Il libro, pagina dopo pagina, si rivela intriso di essenzialità lessicali, di ricerche certosine, di suggestione veristiche, di estasi contemplative di una natura prettamente siciliana, di svelamenti pittorici dovuti ai pennelli dei nostri artisti, fra arenarie delle colonne doriche e misteri catacombali. Si assaporarono viepiù, spigolando nella storia antica e contemporanea, i testi cari ai siciliani ed ai lettori di oltre Stretto. Non c’è ambiguità negli scritti di Matteo Collura; semmai c’è la consapevolezza di operare non in contrapposizione ad una certa critica tradizionale, ma in un contesto collaborativo e chiarificatore sulle cose e sugli autori della Sicilia.

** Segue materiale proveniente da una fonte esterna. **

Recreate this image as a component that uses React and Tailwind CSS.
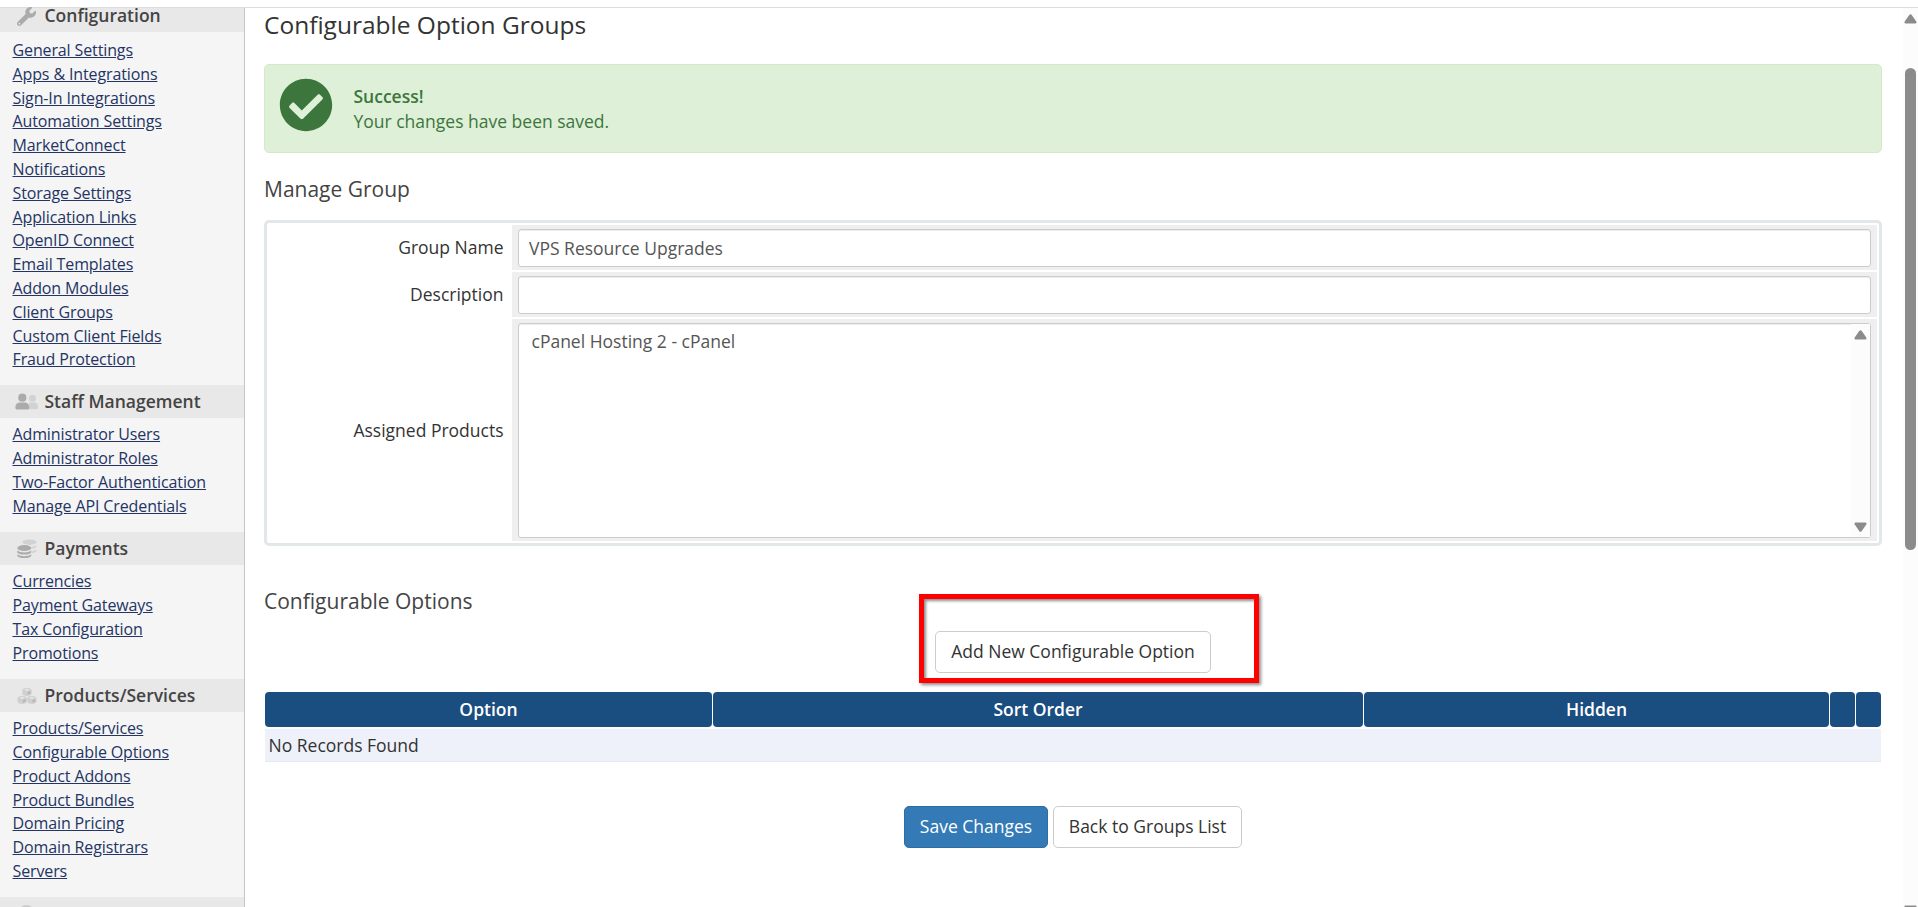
import React from "react";
import { FaWrench, FaCheckCircle } from "react-icons/fa";

const sections = [
  {
    title: "Configuration",
    icon: "wrench",
    box: "h-[377px]",
    links: [
      "General Settings",
      "Apps & Integrations",
      "Sign-In Integrations",
      "Automation Settings",
      "MarketConnect",
      "Notifications",
      "Storage Settings",
      "Application Links",
      "OpenID Connect",
      "Email Templates",
      "Addon Modules",
      "Client Groups",
      "Custom Client Fields",
      "Fraud Protection",
    ],
  },
  {
    title: "Staff Management",
    icon: "users",
    box: "h-[147px]",
    links: [
      "Administrator Users",
      "Administrator Roles",
      "Two-Factor Authentication",
      "Manage API Credentials",
    ],
  },
  {
    title: "Payments",
    icon: "coins",
    box: "h-[147px]",
    links: ["Currencies", "Payment Gateways", "Tax Configuration", "Promotions"],
  },
  {
    title: "Products/Services",
    icon: "cubes",
    box: "h-[218px]",
    links: [
      "Products/Services",
      "Configurable Options",
      "Product Addons",
      "Product Bundles",
      "Domain Pricing",
      "Domain Registrars",
      "Servers",
    ],
  },
];

const SectionIcon = ({ name }) => {
  if (name === "wrench") return <FaWrench className="w-[19px] h-[19px] text-[#ababab]" />;
  if (name === "users")
    return (
      <svg viewBox="0 0 24 18" className="w-6 h-[18px]">
        <g fill="#d2d2d2">
          <circle cx="17.5" cy="5.3" r="3.5" />
          <path d="M14 16.3V9.6h5.5c2 0 3.5 1.800 3.500 4v1.200c0 .9-.6 1.500-1.500 1.500z" />
        </g>
        <g fill="#ababab">
          <circle cx="7.300" cy="4.700" r="4.100" />
          <path d="M5 9.600h4.600c2.700 0 4.600 1.900 4.600 4.500v1c0 .8-.6 1.400-1.400 1.400H1.800c-.8 0-1.400-.6-1.400-1.400v-1c0-2.600 1.900-4.500 4.600-4.500z" />
        </g>
      </svg>
    );
  if (name === "coins")
    return (
      <svg viewBox="0 0 20 20" className="w-5 h-5">
        <g fill="#d2d2d2">
          <ellipse cx="12.500" cy="3.200" rx="7" ry="2.700" />
          <path d="M14.500 8c2.300-.3 4-1 4.800-1.900v1.500c0 1-1.900 1.900-4.800 2.200zM15 12.300c2-.3 3.500-.9 4.300-1.700v1.500c0 1-1.700 1.800-4.300 2.100z" />
        </g>
        <g fill="#ababab">
          <ellipse cx="7.300" cy="9" rx="7" ry="3" />
          <path d="M.3 11.500c1.400 1.300 4 1.900 7 1.900s5.600-.6 7-1.900v1.400c0 1.500-3.100 2.600-7 2.600s-7-1.100-7-2.600zM.3 15.300c1.400 1.300 4 1.900 7 1.900s5.600-.6 7-1.900v1.200c0 1.500-3.100 2.600-7 2.600s-7-1.100-7-2.600z" />
        </g>
      </svg>
    );
  return (
    <svg viewBox="0 0 20 18" className="w-5 h-[18px]">
      {[
        [10, 0.8],
        [5.2, 8.8],
        [14.8, 8.8],
      ].map(([x, y]) => (
        <g key={`${x}-${y}`} transform={`translate(${x} ${y})`}>
          <path
            d="M-3.200.7-.5-.1h1l2.700.8 1.400 1.200v4.200L3.300 7.400.5 8.300h-1l-2.800-.9-1.300-1.300V1.900z"
            fill="#cfcfcf"
          />
          <path d="M0 .9 3 1.900 0 3.100-3 1.900z" fill="#e6e6e6" />
          <path d="M.7 4.400 3.400 3.300v2.400L.7 6.700z" fill="#b4b4b4" />
        </g>
      ))}
    </svg>
  );
};

const Sidebar = () => (
  <aside className="w-[245px] shrink-0 h-full bg-[#f5f5f5] border-r border-[#c4c6c8]">
    {sections.map((s, i) => (
      <div key={s.title} className={s.box}>
        <div
          className={`flex items-center bg-[#e8e8e8] pl-[15px] ${
            i === 0 ? "h-[24px] pb-[8px]" : "h-[33px]"
          }`}
        >
          <span className="w-[29.500px] shrink-0 flex items-center">
            <span className={s.icon === "users" ? "" : "pl-[2px]"}>
              <SectionIcon name={s.icon} />
            </span>
          </span>
          <h4 className="text-[17.500px] leading-[16px] pb-[2px] font-semibold text-[#444]">
            {s.title}
          </h4>
        </div>
        <ul className={`pl-[12.500px] ${i === 0 ? "pt-[7px]" : "pt-[5.300px]"}`}>
          {s.links.map((l) => (
            <li
              key={l}
              className="text-[16px] tracking-[-0.120px] leading-[23.800px] text-[#243464]"
            >
              <a href="#" className="underline whitespace-nowrap">
                {l}
              </a>
            </li>
          ))}
        </ul>
      </div>
    ))}
    <div className="h-[10px] bg-[#e8e8e8] pl-[18px] pt-[8px] overflow-hidden">
      <div className="w-[17px] h-[17px] rounded-full bg-[#cccccc]" />
    </div>
  </aside>
);

const Arrow = ({ down }) => (
  <svg viewBox="0 0 13 10" className={`w-[13px] h-[10px] shrink-0 ${down ? "rotate-180" : ""}`}>
    <path
      d="M5.400.7c.5-.7 1.700-.7 2.200 0l4.700 6.800c.6.900.1 2-.9 2H1.600c-1 0-1.500-1.100-.9-2z"
      fill="#8b8b8b"
    />
  </svg>
);

const Field = ({ label, height, children }) => (
  <div className={`flex ${height}`}>
    <label className="w-[243px] shrink-0 pr-[8.500px] flex items-center justify-end text-[#333]">
      {label}
    </label>
    <div className="flex-1 bg-[#efefef] px-[6px] pt-[4px] pb-[3px]">{children}</div>
  </div>
);

const inputStyle =
  "block w-full h-full bg-white border border-[#ccc] rounded-[3px] shadow-[inset_0_1px_1px_rgba(0,0,0,0.075)] text-[#555]";

const Th = ({ className, children }) => (
  <div
    className={`h-[35px] rounded-[4px] bg-[#1a4d80] text-white font-semibold text-center leading-[34px] ${className}`}
  >
    {children}
  </div>
);

const App = () => {
  return (
    <div
      className="w-[1918px] h-[907px] overflow-hidden bg-white flex flex-col text-[17.500px] text-[#333]"
      style={{ fontFamily: '"Open Sans", sans-serif' }}
    >
      <div className="h-[8px] shrink-0 border-b border-[#dcdcdc]" />

      <div className="flex flex-1 min-h-0">
        <Sidebar />

        <main className="flex-1 min-w-0 pl-[19px] pr-[21px]">
          <h1 className="h-[56px] text-[24.500px] leading-[33px] text-[#333]">
            Configurable Option Groups
          </h1>

          {/* Success message */}
          <div className="h-[89px] flex rounded-[5px] border border-[#d6e9c6] bg-[#dff0d8] text-[#3c763d] pl-[14px] pt-[13px]">
            <FaCheckCircle className="w-[54px] h-[54px] shrink-0" />
            <div className="pl-[20.500px] pt-[6px] leading-[25px]">
              <p className="font-semibold">Success!</p>
              <p>Your changes have been saved.</p>
            </div>
          </div>

          <h2 className="h-[67px] pt-[21px] text-[21px] leading-[30px] text-[#444]">
            Manage Group
          </h2>

          {/* Group form */}
          <div className="h-[326px] border-[3px] border-[#e2e7e9] rounded-[5px] p-[2px] flex flex-col gap-[2px]">
            <Field label="Group Name" height="h-[45px]">
              <input
                className={`${inputStyle} px-[10px]`}
                defaultValue="VPS Resource Upgrades"
              />
            </Field>
            <Field label="Description" height="h-[45px]">
              <input className={`${inputStyle} px-[10px]`} />
            </Field>
            <Field label="Assigned Products" height="h-[222px]">
              <div className={`${inputStyle} flex justify-between`}>
                <div className="pl-[12.500px] pt-[5px] leading-[24px]">
                  cPanel Hosting 2 - cPanel
                </div>
                <div className="w-[19px] flex flex-col items-center justify-between pt-[6px] pb-[5px] bg-[#fcfcfc]">
                  <Arrow />
                  <Arrow down />
                </div>
              </div>
            </Field>
          </div>

          <h2 className="h-[85px] pt-[40px] text-[21px] leading-[30px] text-[#444]">
            Configurable Options
          </h2>

          <div className="relative h-[61px] flex justify-center items-start">
            <button className="w-[276px] h-[42px] pb-px border border-[#ccc] rounded-[5px] bg-white whitespace-nowrap">
              Add New Configurable Option
            </button>
            <div className="absolute left-[655px] top-[-37px] w-[340px] h-[89px] border-[5px] border-[#fe0000] shadow-[2px_2px_3px_rgba(0,0,0,0.45),inset_2px_2px_3px_rgba(0,0,0,0.45)]" />
          </div>

          {/* Options table */}
          <div className="px-px">
            <div className="flex gap-px">
              <Th className="w-[447px]">Option</Th>
              <Th className="w-[650px]">Sort Order</Th>
              <Th className="flex-1">Hidden</Th>
              <Th className="w-[25px]" />
              <Th className="w-[25px]" />
            </div>
            <div className="mt-[2px] h-[33px] bg-[#eef1fa] border-b border-[#e8e8ec] pl-[3.500px] leading-[32px]">
              No Records Found
            </div>
          </div>

          <div className="mt-[44px] flex justify-center gap-[5px]">
            <button className="w-[144px] h-[42px] pb-px rounded-[5px] border border-[#2e6da4] bg-[#337ab7] text-white whitespace-nowrap">
              Save Changes
            </button>
            <button className="w-[189px] h-[42px] pb-px rounded-[5px] border border-[#ccc] bg-white whitespace-nowrap">
              Back to Groups List
            </button>
          </div>
        </main>

        {/* Page scrollbar */}
        <div className="w-[15px] shrink-0 bg-[#fcfcfc] flex flex-col items-center pt-[6px] overflow-hidden">
          <Arrow />
          <div className="mt-[44px] w-[11px] h-[482px] shrink-0 rounded-full bg-[#8b8b8b]" />
          <div className="mt-[355px] shrink-0">
            <Arrow down />
          </div>
        </div>
      </div>
    </div>
  );
};

export default App;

E’ difficile coagulare lettura e critica nei potenziali fruitori del libro; altrimenti non saremmo dovuti essere classificati da un certo Pirandello “Uno, nessuno e centomila” di cara memoria.
La libera interpretazione, sorretta dalla cultura e dall’amore per le pagine, (non effimera, a pillola, televisiva, rotocalchesca) è, ai giorni nostri, patrimonio e privilegio di pochi scrittori, pochissimi; Collura è uno di questi; e ci sarà una buona ragione per essere stato amico di Leonardo Sciascia e Gesualbo Bufalino. Matteo Collura vive lontano dalla Sicilia, dalla sua Agrigento, dal continente a tre punte dove è nato; vive fra le nebbie e i bulloni insaporiti dai panettoni: ma qua si rifugia appena può per rivivere le gesta dell’umanità che si tramandano dalle pagine a lui care. E si ubriaca di immensità dalla balaustra del Caos: là dove chiacchierano le ceneri di Pirandello, col sottofondo del mare realmente nostrum. Nel libro non manca una circostanziata rappresentazione della nostra città. “Se oggi passa da Gela, l’impianto petrolchimico appare come una ferrosa, fumosa e assurda Manhattan. Certo, questa, asfissiata dai fumi industriali e imbrattata dal cemento, non è la Sicilia che si aspettava di trovare chi vi giunge da altre latitudini, ma non è neanche una Sicilia nuova: è il luogo che compiutamente esprime il fallimento socio-economico di una regione… il fuoco di paglia dell’industrializzazione che ha lasciato il posto alla cenere della delusione… e cova il disinteresse dello Stato… e se qualcosa rimane ancora in Sicilia del mondo verghiano, esso è in gran parte riconducibile alla distanza siderale che intercorre tra il cittadino e lo Stato”.Una realistica, amara interpretazione che si ricollega alla industrializzazione del dopoguerra a Porto Empedocle col “miracolo” Montecatini. Collurra non finisce mai in questo suo romanzo di parlare della propria terra, “di evocarla, di confrontarla, di allontanarla o chiamarla a sé”. Ed è vero anche che si tratta di un’isola “che potrà mai essere collegata con un ponte, per la semplice ragione che è impossibile collegare un continente a un altro, anche servendosi delle tecniche ingegneristiche più strabilianti ed efficaci”.
Quasi un editto da parte di Matteo Collura.Leonardo Sciascia l’avrebbe sottoscritto, fra gli ombrosi oliveti della Noce racalmutese.